The biggest walleye to come in my boat was a 25.5 inch walleye I caught. I was with a group of 6 and we were smashing the walleye. Just my boat had close to 200 for the full day. We were at 114 walleye caught and I was making a joke with the kids saying “whose going to get 115???” which one of the kids replied “I’m gonna get that one”. I made my cast and on the drop got hit, so I set and I missed it, so I cast back to it. Again it hit on the drop and this time I hooked it.
Right away you could tell it was a good fish because when I set the hook, my rod tip didn’t move. I got stopped in my hook set from the weight of the fish. We got it in by me grabbing the belly of the fish and cradling it into my lap. We then measured it, took the pictures and let it go. This fish was so clean and didn’t have a mark on it.
What have been your favorite moments from guiding on the Lake?

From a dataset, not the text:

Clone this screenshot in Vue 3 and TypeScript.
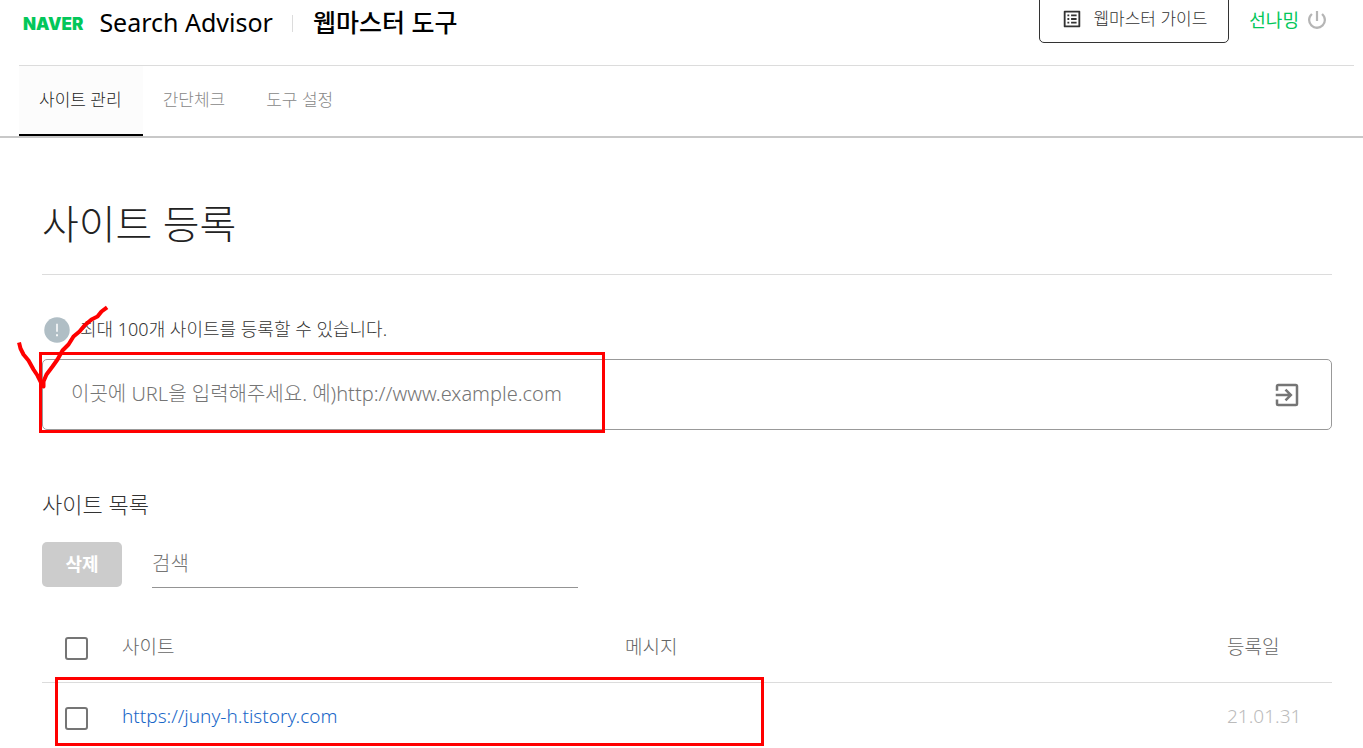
<script setup lang="ts">
import { ref } from 'vue'

interface Tab {
  label: string
  active: boolean
}
interface Site {
  url: string
  message: string
  date: string
}

const tabs: Tab[] = [
  { label: '사이트 관리', active: true },
  { label: '간단체크', active: false },
  { label: '도구 설정', active: false },
]
const sites: Site[] = [{ url: 'https://juny-h.tistory.com', message: '', date: '21.01.31' }]
const siteUrl = ref('')
const keyword = ref('')
</script>

<template>
  <div class="page">
    <header class="header">
      <div class="topbar">
        <a class="logo" href="#">NAVER</a>
        <a class="service" href="#">Search Advisor</a>
        <span class="divider"></span>
        <a class="tool" href="#">웹마스터 도구</a>
        <a class="guide" href="#">
          <svg width="22" height="22" viewBox="0 0 24 24" aria-hidden="true">
            <path fill="#333" d="M11 7h6v2h-6zm0 4h6v2h-6zm0 4h6v2h-6zM7 7h2v2H7zm0 4h2v2H7zm0 4h2v2H7zM20.1 3H3.9c-.5 0-.9.4-.9.9v16.2c0 .4.4.9.9.9h16.2c.4 0 .9-.5.9-.9V3.9c0-.5-.5-.9-.9-.9zM19 19H5V5h14z" />
          </svg>
          <span>웹마스터 가이드</span>
        </a>
        <a class="user" href="#">선나밍</a>
        <button class="power" type="button" aria-label="로그아웃">
          <svg width="24" height="24" viewBox="0 0 24 24" aria-hidden="true">
            <path fill="#b5b5b5" d="M13.100 3h-2.200v10h2.200zm4.730 2.170-1.560 1.560A6.700 6.700 0 0 1 18.700 12a6.700 6.700 0 1 1-10.970-5.270L6.170 5.170A8.932 8.932 0 0 0 3 12a9 9 0 0 0 18 0c0-2.740-1.230-5.180-3.170-6.830z" />
          </svg>
        </button>
      </div>
      <nav class="tabs">
        <a v-for="tab in tabs" :key="tab.label" href="#" class="tab" :class="{ active: tab.active }">{{ tab.label }}</a>
      </nav>
    </header>

    <main class="content">
      <h1 class="title">사이트 등록</h1>

      <p class="notice">
        <svg width="30" height="30" viewBox="0 0 24 24" aria-hidden="true">
          <circle cx="12" cy="12" r="10.2" fill="#b0bec5" />
          <path fill="#fff" d="M11.4 7h1.2v6.4h-1.2zM11.3 15.3h1.4v1.6h-1.4z" />
        </svg>
        <span>최대 100개 사이트를 등록할 수 있습니다.</span>
      </p>

      <form class="field" @submit.prevent>
        <input v-model="siteUrl" class="url" type="text" aria-label="사이트 URL" placeholder="이곳에 URL을 입력해주세요. 예)http://www.example.com" />
        <button class="enter" type="submit" aria-label="등록">
          <svg width="30" height="30" viewBox="0 0 24 24" aria-hidden="true">
            <path fill="#757575" d="M19 3H5a2 2 0 0 0-2 2v3.500h2V5h14v14H5v-3.500H3V19a2 2 0 0 0 2 2h14a2 2 0 0 0 2-2V5a2 2 0 0 0-2-2zm-8.920 12.590L11.500 17l5-5-5-5-1.420 1.410L12.670 11H3v2h9.670z" />
          </svg>
        </button>
      </form>

      <h2 class="subtitle">사이트 목록</h2>

      <div class="toolbar">
        <button class="remove" type="button">삭제</button>
        <input v-model="keyword" class="search" type="text" aria-label="검색" placeholder="검색" />
      </div>

      <table class="sites">
        <colgroup>
          <col class="col-check" />
          <col class="col-site" />
          <col />
          <col class="col-date" />
        </colgroup>
        <thead>
          <tr>
            <th class="check"><input type="checkbox" aria-label="전체 선택" /></th>
            <th>사이트</th>
            <th>메시지</th>
            <th>등록일</th>
          </tr>
        </thead>
        <tbody>
          <tr v-for="site in sites" :key="site.url">
            <td class="check"><input type="checkbox" :aria-label="site.url" /></td>
            <td><a class="link" :href="site.url">{{ site.url }}</a></td>
            <td>{{ site.message }}</td>
            <td class="date">{{ site.date }}</td>
          </tr>
        </tbody>
      </table>
    </main>

    <!-- Hand-drawn marks laid over the page -->
    <svg class="marks" width="780" height="748" viewBox="0 0 780 748" fill="none" stroke="#ff0000" aria-hidden="true">
      <rect x="40.500" y="353.500" width="563" height="78" stroke-width="3" />
      <rect x="56.500" y="678.500" width="706" height="66" stroke-width="3" />
      <path stroke-width="4" stroke-linecap="square" stroke-linejoin="round" d="M19.500 344.500l1 4 3 6 5 6 5 9 4 6 4 8 2 3v-5l3-7 6-8 5-7 5-9 6-6 5-8 6-5 5-6 7-6 6-3 4-5 4-3" />
    </svg>
  </div>
</template>

<style>
body {
  margin: 0;
  background: #fff;
}
</style>

<style scoped>
.page {
  position: relative;
  overflow: hidden;
  font-family: "Noto Sans", "Noto Sans CJK KR", sans-serif;
  font-weight: 300;
  color: #333;
}
a {
  color: inherit;
  text-decoration: none;
}
button {
  padding: 0;
  border: 0;
  background: none;
  font: inherit;
}
svg {
  display: block;
  flex: none;
}
input {
  font: inherit;
  color: inherit;
}
.header {
  padding-left: 19px;
  border-bottom: 2px solid #c8c8c8;
}
.topbar {
  display: flex;
  align-items: center;
  box-sizing: border-box;
  height: 66px;
  margin-right: 9px;
  padding: 0 25px 22px 4px;
  border-bottom: 1px solid #dcdcdc;
  line-height: 24px;
}
.logo {
  margin-top: 4px;
  font: 900 17px/24px Inter, sans-serif;
  color: #03c75a;
}
.service {
  margin-left: 16px;
  font-size: 25px;
  font-weight: 400;
  color: #000;
}
.divider {
  width: 1px;
  height: 17px;
  margin: 4px 20px 0 19px;
  background: #dcdcdc;
}
.tool {
  font-size: 25px;
  font-weight: 500;
  color: #000;
}
.guide {
  display: flex;
  align-items: center;
  gap: 10px;
  box-sizing: border-box;
  height: 48px;
  margin-left: auto;
  margin-top: -5px;
  padding: 0 21px;
  border: 1px solid #333;
  border-radius: 5px;
  font-size: 17px;
}
.user {
  margin: 0 6px 4px 20px;
  font-size: 18px;
  font-weight: 400;
  color: #03c75a;
}
.power {
  margin-bottom: 4px;
}
.tabs {
  display: flex;
}
.tab {
  padding: 0 21px 0 20px;
  border-bottom: 2px solid transparent;
  font-size: 17px;
  line-height: 68px;
  color: #888;
}
.tab.active {
  border-color: #000;
  background: #fcfcfc;
  color: #222;
}
.content {
  padding: 50px 31px 0 42px;
}
.title {
  margin: 0;
  padding-bottom: 14px;
  border-bottom: 1px solid #dcdcdc;
  font-size: 40px;
  font-weight: 300;
  line-height: 72px;
  color: #222;
}
.notice {
  display: flex;
  align-items: center;
  gap: 8px;
  margin: 40px 0 14px;
  font-size: 18px;
  line-height: 28px;
}
.notice span {
  padding-bottom: 2px;
}
.field {
  display: flex;
  align-items: center;
  box-sizing: border-box;
  height: 71px;
  padding: 0 29px 0 28px;
  border: 1px solid #999;
  border-radius: 5px;
}
.url {
  flex: 1;
  min-width: 0;
  padding: 0 0 2px;
  border: 0;
  outline: 0;
  background: none;
  font-size: 20px;
}
.url::placeholder,
.search::placeholder {
  color: #757575;
  opacity: 1;
}
.subtitle {
  margin: 56px 0 20px;
  font-size: 22px;
  font-weight: 300;
  line-height: 36px;
}
.toolbar {
  display: flex;
  gap: 30px;
}
.remove {
  width: 80px;
  height: 45px;
  padding-bottom: 3px;
  border-radius: 5px;
  background: #ccc;
  font-size: 18px;
  font-weight: 700;
  color: #fff;
}
.search {
  box-sizing: border-box;
  width: 33%;
  height: 46px;
  padding: 0 0 3px;
  border: 0;
  border-bottom: 1px solid #949494;
  border-radius: 0;
  outline: 0;
  background: none;
  font-size: 20px;
}
.sites {
  width: 100%;
  margin-top: 24px;
  border-collapse: collapse;
  table-layout: fixed;
  font-size: 19px;
}
.col-check {
  width: 80px;
}
.col-site {
  width: 39%;
}
.col-date {
  width: 105px;
}
th,
td {
  height: 66px;
  padding: 0 0 2px;
  text-align: left;
  font-weight: 300;
  color: #666;
}
th {
  height: 68px;
  border-bottom: 1px solid #dcdcdc;
}
.check {
  padding: 2px 0 0 23px;
}
.check input {
  display: block;
  appearance: none;
  box-sizing: border-box;
  width: 23px;
  height: 23px;
  margin: 0;
  border: 2px solid #757575;
  border-radius: 3px;
}
td .link {
  color: #1967c8;
}
td.date {
  color: #bbb;
}
.marks {
  position: absolute;
  top: 0;
  left: 0;
  pointer-events: none;
}
</style>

All of my memories made from guiding have been with the people I meet. Even some I never guided still made great memories. Some in particular are The Sheridans and Pat McConnell. The Sheridans are a large group of guys that come up every year. Every year we talk for so long, have a lot of good laughs and play lots of poker every night. I feel like they are a part of the guys working for the lodge just as they are guests because of how close they are with everyone there.
Pat McConnell is a friend who I’ve guided every year. We have always had a great time because of all the stories we have to tell each other and all the fun times we have, from the fishing, to the relaxing and tasteful shore lunches cooked every day.
I keep reading and rereading this interview. How amazing a place Lake Kesagami must be. And Zac is making memories for himself and his guests that will last a lifetime. Thank you Zac for sharing some of those memories with us.
I should end this by saying that I have no relationship with Lake Kesagami Lodge. Nor have I ever been there. So, this is in no way a paid for advertisement. I chose to interview Zac because I would love to go to Lake Kesagami Lodge someday and because I could tell he is a great guide.